Disclaimer: I do this for a living
I run a medium-sized datacentre, and my job is to plan new installations for anything from pizza-box servers to full mainframes. Here is a few lessons that I've learnt the hard way.
Fighting human nature
By nature people are lazy and interested in the quick fix. As soon as you compromise and let 1 'quick fix' through - it turns in to a production cable that you are then stuck with until it's time to decomission the system. Do not compromise - do it right the firs time, every time.
Brady Labels
These are the self-laminating wrap-round labels for cabling. Label everything with at a minimum the source and destination ports (along with a patch panel port if needed). This brings 2 major benefits - when it comes time to cable everything is already planned and so you just need to follow the labels, and secondly if there is ever a problem you don't spend hours tracing where each cable runs back to.
Cable Ties
Cable ties are fundamentally evil. Do not use cable ties. Wrapstrap is a better product (no affilitation with this product) -
http://www.rapstrap.com/
Velcro
Velcro is your friend. Buy in bulk. Keep a stock. At home I nail small 3" to 4" pieces at the back of each desk for instant cable management.
Cable Lengths
Check what lengths you can get from your supplier - you should have a stock of 1m to 4m patch leads at 50cm intervals as a minimum. Use the right lengths.
Colour coding
Establish a colour coding scheme and stick with it - colour code for primary and secondary networks, colour code for firewalls, colour code for management, colour code for uplinks to additional infrastructure.
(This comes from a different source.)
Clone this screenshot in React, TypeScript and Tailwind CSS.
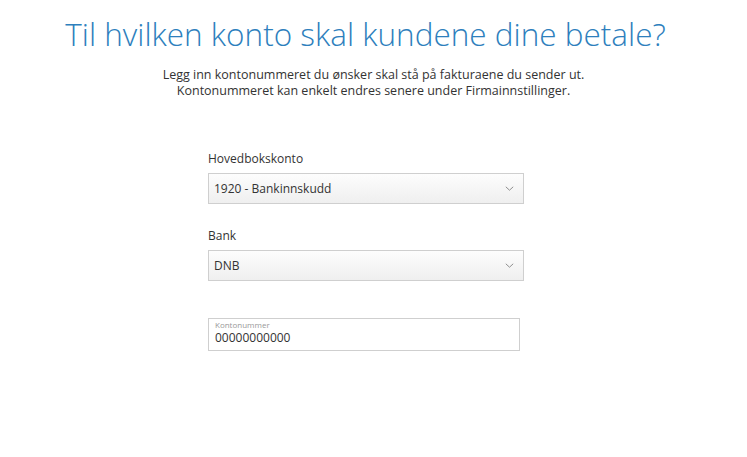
import React from "react";

function Chevron() {
  return (
    <svg width="9" height="5" viewBox="0 0 9 5" fill="none" className="shrink-0">
      <path d="M0.8 0.8l3.7 3.4 3.7-3.4" stroke="#8f8f8f" strokeWidth="1" />
    </svg>
  );
}

function SelectField({ label, value, labelTop }: { label: string; value: string; labelTop: string }) {
  return (
    <div className={labelTop}>
      <div className="text-[12px] leading-[16px] text-[#333] mb-[6px]">{label}</div>
      <div className="h-[31px] w-[316px] border border-[#cfcfcf] bg-gradient-to-b from-[#fdfdfd] to-[#efefef] flex items-center justify-between pl-[5px] pr-[9px]">
        <span className="text-[12px] text-[#333]">{value}</span>
        <Chevron />
      </div>
    </div>
  );
}

export default function App() {
  return (
    <div className="w-[747px] h-[457px] bg-white font-['Open_Sans',sans-serif] flex flex-col items-center">
      <h1 className="mt-[12px] mr-[16px] text-[31.5px] leading-[44px] font-light text-[#2e7fbd]">
        Til hvilken konto skal kundene dine betale?
      </h1>
      <p className="mt-[11px] text-[12.5px] leading-[16px] text-[#333] text-center">
        Legg inn kontonummeret du ønsker skal stå på fakturaene du sender ut.
        <br />
        Kontonummeret kan enkelt endres senere under Firmainnstillinger.
      </p>
      <div className="w-[316px] mt-[52px] mr-[15px]">
        <SelectField label="Hovedbokskonto" value="1920 - Bankinnskudd" labelTop="" />
        <SelectField label="Bank" value="DNB" labelTop="mt-[24px]" />
        <div className="mt-[37px] w-[312px] h-[33px] border border-[#cfcfcf] px-[6px] pt-[1px]">
          <div className="text-[8px] leading-[9px] text-[#999]">Kontonummer</div>
          <div className="text-[12px] leading-[18px] text-[#333]">00000000000</div>
        </div>
      </div>
    </div>
  );
}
Colour coding is your best way of verifying and proving that you have full redundancy to each device.
OCD is an occupational hazard
Yes - the job will make you feel like you have premanent CDO (the letters should always be in alpabetical order) - but the first time you have a problem that you can solve in minutes instead of hours by following the general guidelines above you will be glad you have it.